**STATED GOAL**.
Count the lines containing "with". Give the number alone.

────────

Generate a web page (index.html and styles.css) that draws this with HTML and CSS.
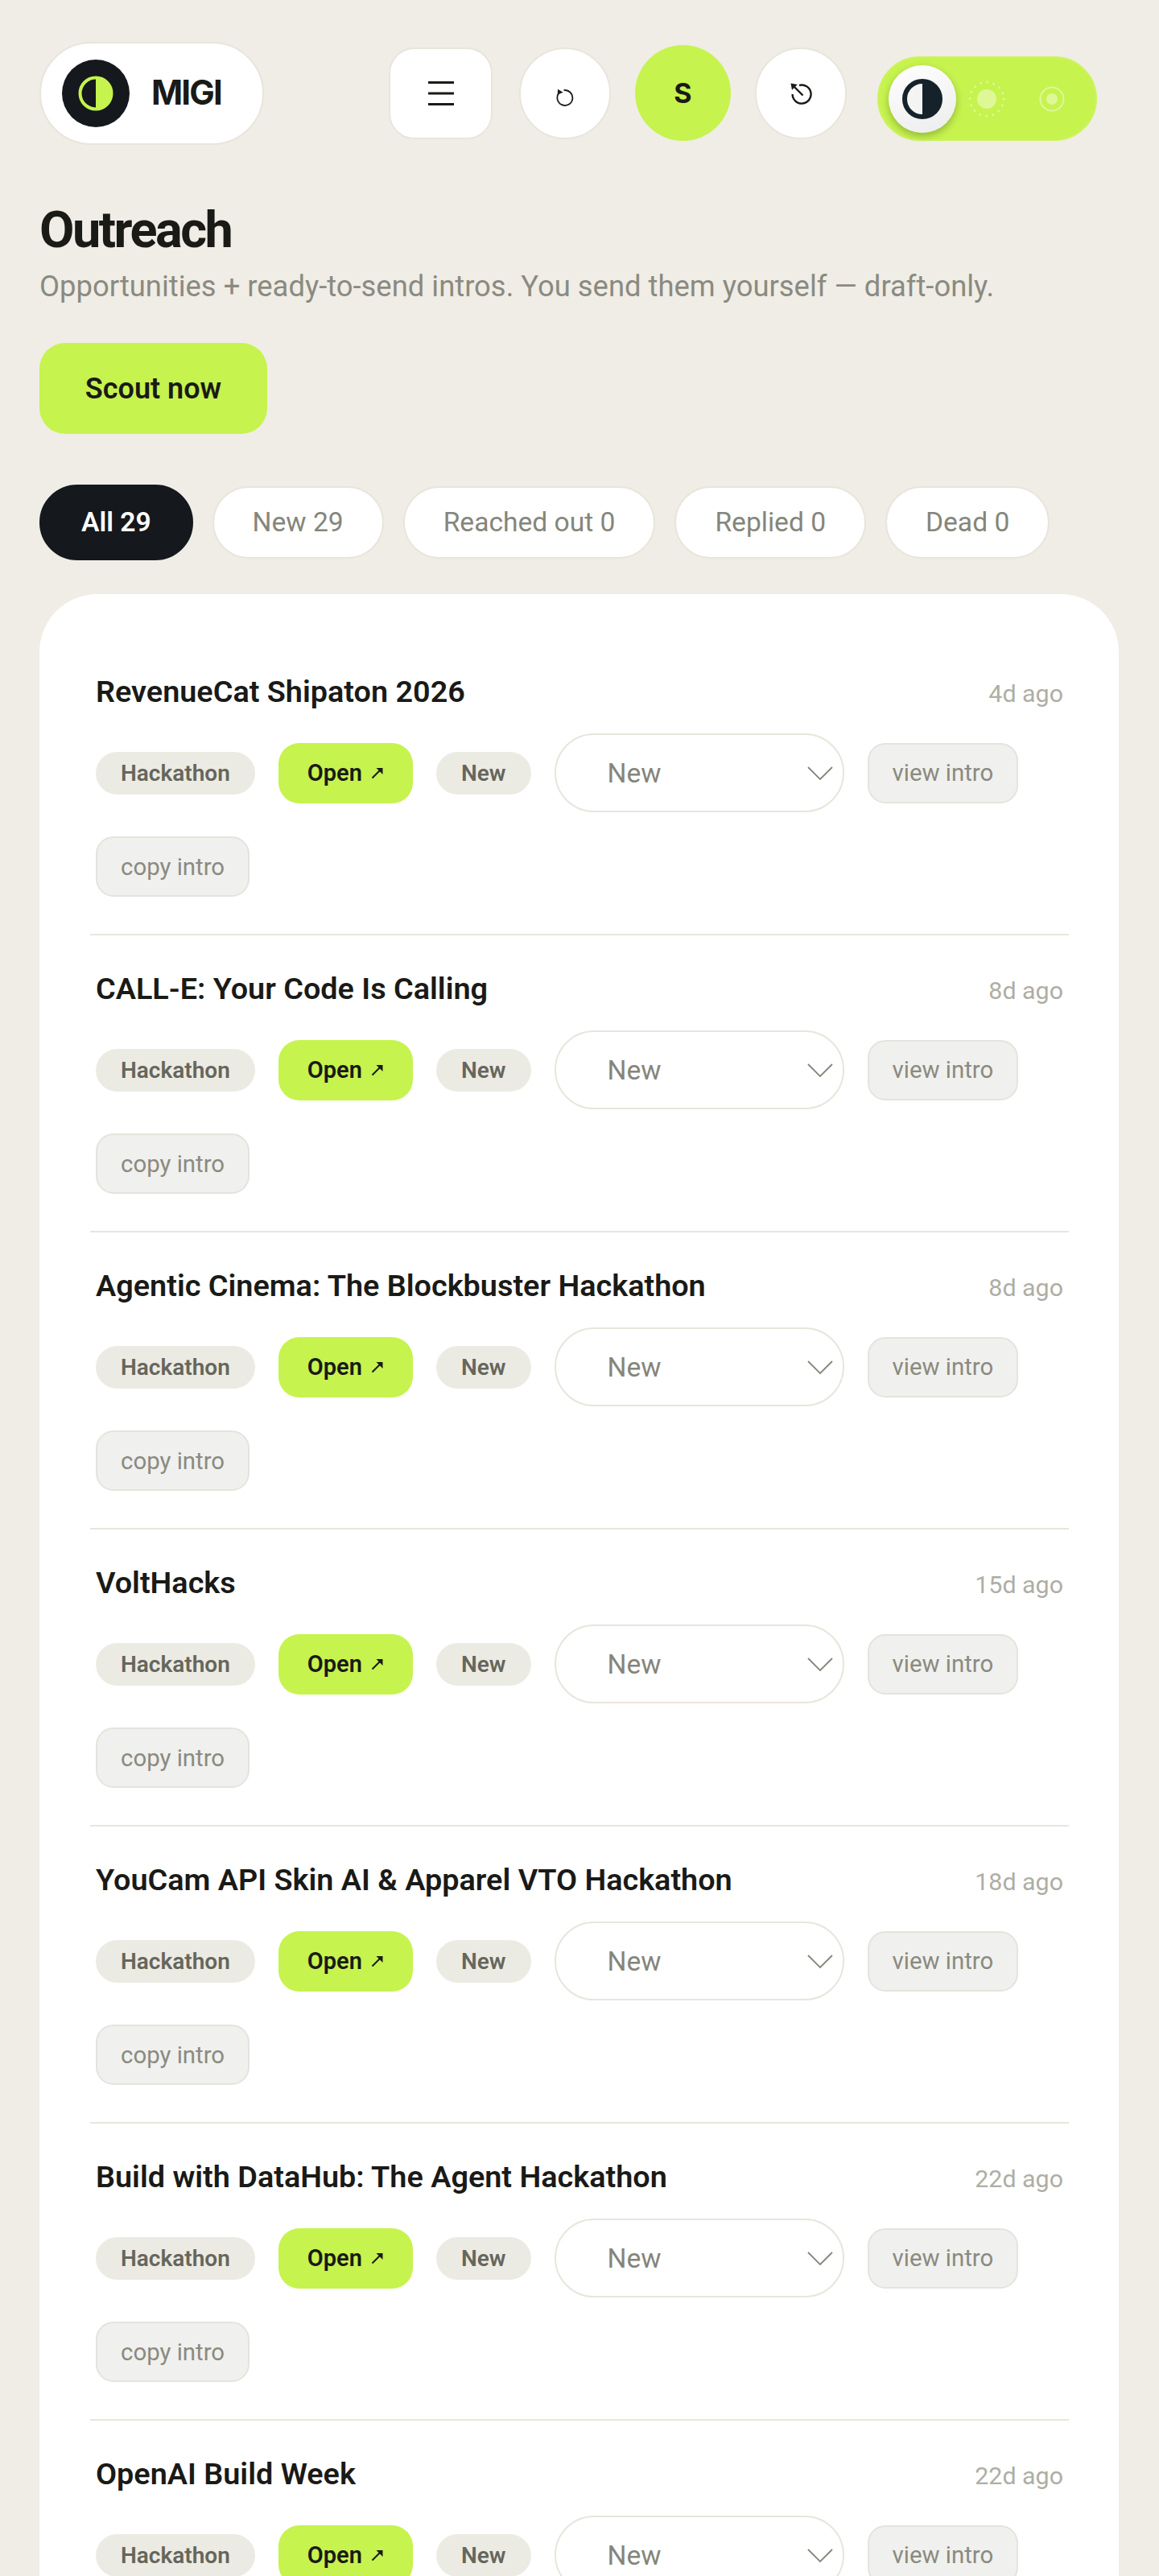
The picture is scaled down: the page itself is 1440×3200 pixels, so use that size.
FILE: index.html
```html
<!DOCTYPE html>
<html lang="en">
  <head>
    <meta charset="UTF-8" />
    <title>Outreach</title>
    <link rel="stylesheet" href="styles.css">
  </head>
  <body>
    <header class="topbar">
      <div class="brand">
        <svg class="brand-mark" viewBox="0 0 84 84">
          <circle cx="42" cy="42" r="42" fill="#15181c" />
          <circle cx="42" cy="42" r="19.5" fill="#15181c" stroke="#c6f34e" stroke-width="4" />
          <path d="M42 22.5a19.5 19.5 0 0 1 0 39z" fill="#c6f34e" />
        </svg>
        <span class="brand-name">MIGI</span>
      </div>
      <div class="tools">
        <button class="tool tool-square">
          <svg width="32" height="30" viewBox="0 0 32 30"><path d="M0 1.5h32M0 15h32M0 28.5h32" stroke="#1a1a17" stroke-width="3" fill="none" /></svg>
        </button>
        <button class="tool">
          <svg class="icon-refresh" width="22" height="22" viewBox="0 0 22 22"><path d="M9.5 2.1A9.5 9.5 0 1 1 3.6 5.4" stroke="#1a1a17" stroke-width="1.8" fill="none" /><path d="M2 .8l6.6 4-6.8 2.6z" fill="#1a1a17" /></svg>
        </button>
        <button class="tool tool-user">S</button>
        <button class="tool">
          <svg class="icon-history" width="27" height="27" viewBox="0 0 27 27"><path d="M11 3A11.5 11.5 0 1 1 2.6 14" stroke="#1a1a17" stroke-width="2.4" fill="none" /><path d="M15.5 15.5L4 4" stroke="#1a1a17" stroke-width="2.4" fill="none" /><path d="M.5.5L8.8 2 2 8.8z" fill="#1a1a17" /></svg>
        </button>
        <div class="theme-toggle">
          <span class="knob">
            <svg width="50" height="50" viewBox="0 0 50 50"><circle cx="25" cy="25" r="22" fill="#f4f4f4" stroke="#15222a" stroke-width="6" /><path d="M25 3a22 22 0 0 1 0 44z" fill="#15222a" /></svg>
          </span>
          <svg class="theme-opt" width="46" height="46" viewBox="0 0 46 46">
            <circle cx="23" cy="23" r="12" fill="#fff" />
            <circle cx="23" cy="23" r="21" fill="none" stroke="#fff" stroke-width="3" stroke-linecap="round" stroke-dasharray="0 8.25" />
          </svg>
          <svg class="theme-opt" width="46" height="46" viewBox="0 0 46 46">
            <circle cx="23" cy="23" r="7" fill="#fff" />
            <circle cx="23" cy="23" r="14.5" fill="none" stroke="#fff" stroke-width="2" />
          </svg>
        </div>
      </div>
    </header>

    <main>
      <h1>Outreach</h1>
      <p class="subtitle">Opportunities + ready-to-send intros. You send them yourself — draft-only.</p>
      <button class="scout-btn">Scout now</button>

      <nav class="tabs">
        <a class="tab active">All 29</a>
        <a class="tab">New 29</a>
        <a class="tab">Reached out 0</a>
        <a class="tab">Replied 0</a>
        <a class="tab">Dead 0</a>
      </nav>

      <section class="list">
        <article class="item">
          <div class="item-head">
            <h3 class="item-title">RevenueCat Shipaton 2026</h3>
            <span class="item-age">4d ago</span>
          </div>
          <div class="item-row">
            <span class="pill">Hackathon</span>
            <a class="pill pill-open">Open<svg width="16" height="16" viewBox="0 0 16 16"><path d="M1.5 14.5L12 4" stroke="#1a1a17" stroke-width="2" fill="none" /><path d="M6.5 2H14.5V10z" fill="#1a1a17" /></svg></a>
            <span class="pill">New</span>
            <div class="status-select">New<svg width="32" height="18" viewBox="0 0 32 18"><path d="M1 1l15 15L31 1" stroke="#85857b" stroke-width="1.8" fill="none" /></svg></div>
            <button class="ghost-btn">view intro</button>
            <button class="ghost-btn">copy intro</button>
          </div>
        </article>
        <article class="item">
          <div class="item-head">
            <h3 class="item-title">CALL-E: Your Code Is Calling</h3>
            <span class="item-age">8d ago</span>
          </div>
          <div class="item-row">
            <span class="pill">Hackathon</span>
            <a class="pill pill-open">Open<svg width="16" height="16" viewBox="0 0 16 16"><path d="M1.5 14.5L12 4" stroke="#1a1a17" stroke-width="2" fill="none" /><path d="M6.5 2H14.5V10z" fill="#1a1a17" /></svg></a>
            <span class="pill">New</span>
            <div class="status-select">New<svg width="32" height="18" viewBox="0 0 32 18"><path d="M1 1l15 15L31 1" stroke="#85857b" stroke-width="1.8" fill="none" /></svg></div>
            <button class="ghost-btn">view intro</button>
            <button class="ghost-btn">copy intro</button>
          </div>
        </article>
        <article class="item">
          <div class="item-head">
            <h3 class="item-title">Agentic Cinema: The Blockbuster Hackathon</h3>
            <span class="item-age">8d ago</span>
          </div>
          <div class="item-row">
            <span class="pill">Hackathon</span>
            <a class="pill pill-open">Open<svg width="16" height="16" viewBox="0 0 16 16"><path d="M1.5 14.5L12 4" stroke="#1a1a17" stroke-width="2" fill="none" /><path d="M6.5 2H14.5V10z" fill="#1a1a17" /></svg></a>
            <span class="pill">New</span>
            <div class="status-select">New<svg width="32" height="18" viewBox="0 0 32 18"><path d="M1 1l15 15L31 1" stroke="#85857b" stroke-width="1.8" fill="none" /></svg></div>
            <button class="ghost-btn">view intro</button>
            <button class="ghost-btn">copy intro</button>
          </div>
        </article>
        <article class="item">
          <div class="item-head">
            <h3 class="item-title">VoltHacks</h3>
            <span class="item-age">15d ago</span>
          </div>
          <div class="item-row">
            <span class="pill">Hackathon</span>
            <a class="pill pill-open">Open<svg width="16" height="16" viewBox="0 0 16 16"><path d="M1.5 14.5L12 4" stroke="#1a1a17" stroke-width="2" fill="none" /><path d="M6.5 2H14.5V10z" fill="#1a1a17" /></svg></a>
            <span class="pill">New</span>
            <div class="status-select">New<svg width="32" height="18" viewBox="0 0 32 18"><path d="M1 1l15 15L31 1" stroke="#85857b" stroke-width="1.8" fill="none" /></svg></div>
            <button class="ghost-btn">view intro</button>
            <button class="ghost-btn">copy intro</button>
          </div>
        </article>
        <article class="item">
          <div class="item-head">
            <h3 class="item-title">YouCam API Skin AI &amp; Apparel VTO Hackathon</h3>
            <span class="item-age">18d ago</span>
          </div>
          <div class="item-row">
            <span class="pill">Hackathon</span>
            <a class="pill pill-open">Open<svg width="16" height="16" viewBox="0 0 16 16"><path d="M1.5 14.5L12 4" stroke="#1a1a17" stroke-width="2" fill="none" /><path d="M6.5 2H14.5V10z" fill="#1a1a17" /></svg></a>
            <span class="pill">New</span>
            <div class="status-select">New<svg width="32" height="18" viewBox="0 0 32 18"><path d="M1 1l15 15L31 1" stroke="#85857b" stroke-width="1.8" fill="none" /></svg></div>
            <button class="ghost-btn">view intro</button>
            <button class="ghost-btn">copy intro</button>
          </div>
        </article>
        <article class="item">
          <div class="item-head">
            <h3 class="item-title">Build with DataHub: The Agent Hackathon</h3>
            <span class="item-age">22d ago</span>
          </div>
          <div class="item-row">
            <span class="pill">Hackathon</span>
            <a class="pill pill-open">Open<svg width="16" height="16" viewBox="0 0 16 16"><path d="M1.5 14.5L12 4" stroke="#1a1a17" stroke-width="2" fill="none" /><path d="M6.5 2H14.5V10z" fill="#1a1a17" /></svg></a>
            <span class="pill">New</span>
            <div class="status-select">New<svg width="32" height="18" viewBox="0 0 32 18"><path d="M1 1l15 15L31 1" stroke="#85857b" stroke-width="1.8" fill="none" /></svg></div>
            <button class="ghost-btn">view intro</button>
            <button class="ghost-btn">copy intro</button>
          </div>
        </article>
        <article class="item">
          <div class="item-head">
            <h3 class="item-title">OpenAI Build Week</h3>
            <span class="item-age">22d ago</span>
          </div>
          <div class="item-row">
            <span class="pill">Hackathon</span>
            <a class="pill pill-open">Open<svg width="16" height="16" viewBox="0 0 16 16"><path d="M1.5 14.5L12 4" stroke="#1a1a17" stroke-width="2" fill="none" /><path d="M6.5 2H14.5V10z" fill="#1a1a17" /></svg></a>
            <span class="pill">New</span>
            <div class="status-select">New<svg width="32" height="18" viewBox="0 0 32 18"><path d="M1 1l15 15L31 1" stroke="#85857b" stroke-width="1.8" fill="none" /></svg></div>
            <button class="ghost-btn">view intro</button>
          </div>
        </article>
      </section>
    </main>
  </body>
</html>
```

FILE: styles.css
```css
/* General Styling */
* {
  box-sizing: border-box;
}

html,
body {
  height: 3200px;
  overflow: hidden;
}

body {
  margin: 0;
  background-color: #f0ede6;
  color: #1a1a17;
  font-family: Roboto, "Noto Sans", sans-serif;
}

button {
  font-family: inherit;
  cursor: pointer;
}

/* Top bar */
.topbar {
  display: flex;
  align-items: center;
  height: 180px;
  padding: 51px 0 0 49px;
}

.brand {
  display: flex;
  align-items: center;
  gap: 27px;
  width: 279px;
  height: 128px;
  padding-left: 26px;
  background-color: white;
  border: 2px solid #e8e5dc;
  border-radius: 64px;
}

.brand-mark {
  width: 84px;
  height: 84px;
}

.brand-name {
  margin-top: -2px;
  font-family: Inter, sans-serif;
  font-size: 42px;
  font-weight: 700;
  letter-spacing: -1.8px;
}

.tools {
  display: flex;
  align-items: center;
  gap: 30px;
  margin-left: 155px;
}

.tool {
  display: flex;
  align-items: center;
  justify-content: center;
  width: 114px;
  height: 114px;
  padding: 0;
  background-color: white;
  border: 2px solid #e8e5dc;
  border-radius: 50%;
}

.tool-square {
  width: 129px;
  margin-right: 3px;
  border-radius: 32px;
}

.tool-user {
  width: 119px;
  height: 119px;
  background-color: #c6f34e;
  border: none;
  font-family: Inter, sans-serif;
  font-size: 34px;
  font-weight: 700;
  color: #1a1a17;
}

.icon-refresh {
  margin-top: 11px;
}

.icon-history {
  margin-top: 2px;
}

.theme-toggle {
  display: flex;
  align-items: center;
  width: 273px;
  height: 105px;
  margin: 14px 0 0 8px;
  padding-left: 12px;
  background-color: #c6f34e;
  border: 2px solid #cdf35f;
  border-radius: 53px;
}

.knob {
  display: flex;
  align-items: center;
  justify-content: center;
  width: 84px;
  height: 84px;
  background: linear-gradient(160deg, #ffffff, #ececec);
  border-radius: 50%;
  box-shadow: 0 4px 10px rgba(0, 0, 0, 0.25);
}

.theme-opt {
  opacity: 0.42;
  margin-left: 15px;
}

.theme-opt + .theme-opt {
  margin-left: 35px;
}

/* Page heading */
main {
  padding: 0 50px 0 49px;
}

h1 {
  margin: 70px 0 0;
  font-size: 63px;
  line-height: 72px;
  font-weight: 700;
  letter-spacing: -2.5px;
}

.subtitle {
  margin: 8px 0 0;
  font-size: 36.4px;
  line-height: 52px;
  color: #8a8a80;
}

.scout-btn {
  display: block;
  width: 283px;
  height: 113px;
  margin-top: 44px;
  background-color: #c6f34e;
  border: none;
  border-radius: 32px;
  font-size: 36px;
  font-weight: 600;
  color: #1a1a17;
}

/* Filter tabs */
.tabs {
  display: flex;
  align-items: center;
  gap: 24px;
  height: 94px;
  margin-top: 63px;
}

.tab {
  display: flex;
  align-items: center;
  height: 90px;
  padding: 0 48px 2px;
  background-color: white;
  border: 2px solid #e8e5dc;
  border-radius: 45px;
  font-size: 33.6px;
  color: #85857b;
}

.tab.active {
  height: 94px;
  padding: 0 50px 2px;
  background-color: #15181c;
  border-color: #15181c;
  border-radius: 47px;
  font-weight: 600;
  color: white;
}

/* Opportunity list */
.list {
  height: 2600px;
  margin-top: 42px;
  padding: 55px 62px 0 63px;
  background-color: white;
  border-radius: 72px 72px 0 0;
}

.item {
  height: 369px;
  padding: 36px 7px 0;
  border-bottom: 2px solid #e8e5dc;
}

.item-head {
  display: flex;
  justify-content: space-between;
  align-items: baseline;
}

.item-title {
  margin: 0;
  font-size: 37.8px;
  line-height: 60px;
  font-weight: 600;
}

.item-age {
  font-size: 30.4px;
  color: #aeaea4;
}

.item-row {
  display: flex;
  flex-wrap: wrap;
  align-items: center;
  column-gap: 29px;
  row-gap: 30px;
  margin-top: 22px;
}

.pill {
  display: flex;
  align-items: center;
  height: 53px;
  padding: 0 31px;
  background-color: #ecebe3;
  border-radius: 27px;
  font-size: 28px;
  font-weight: 600;
  color: #66665c;
}

.pill-open {
  height: 75px;
  padding: 0 36px;
  background-color: #c6f34e;
  border-radius: 26px;
  font-size: 29px;
  color: #1a1a17;
}

.pill-open svg {
  margin-left: 11px;
}

.status-select {
  position: relative;
  display: flex;
  align-items: center;
  width: 360px;
  height: 98px;
  padding-left: 64px;
  background-color: white;
  border: 2px solid #e8e5dc;
  border-radius: 49px;
  font-size: 33.6px;
  color: #85857b;
}

.status-select svg {
  position: absolute;
  right: 12px;
  top: 39px;
}

.ghost-btn {
  height: 75px;
  padding: 0 29px;
  background-color: #f0f0ee;
  border: 2px solid #e4e4de;
  border-radius: 22px;
  font-size: 29.4px;
  color: #8a8a80;
}
```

────────

**ANSWER TO THIS TASK**.
2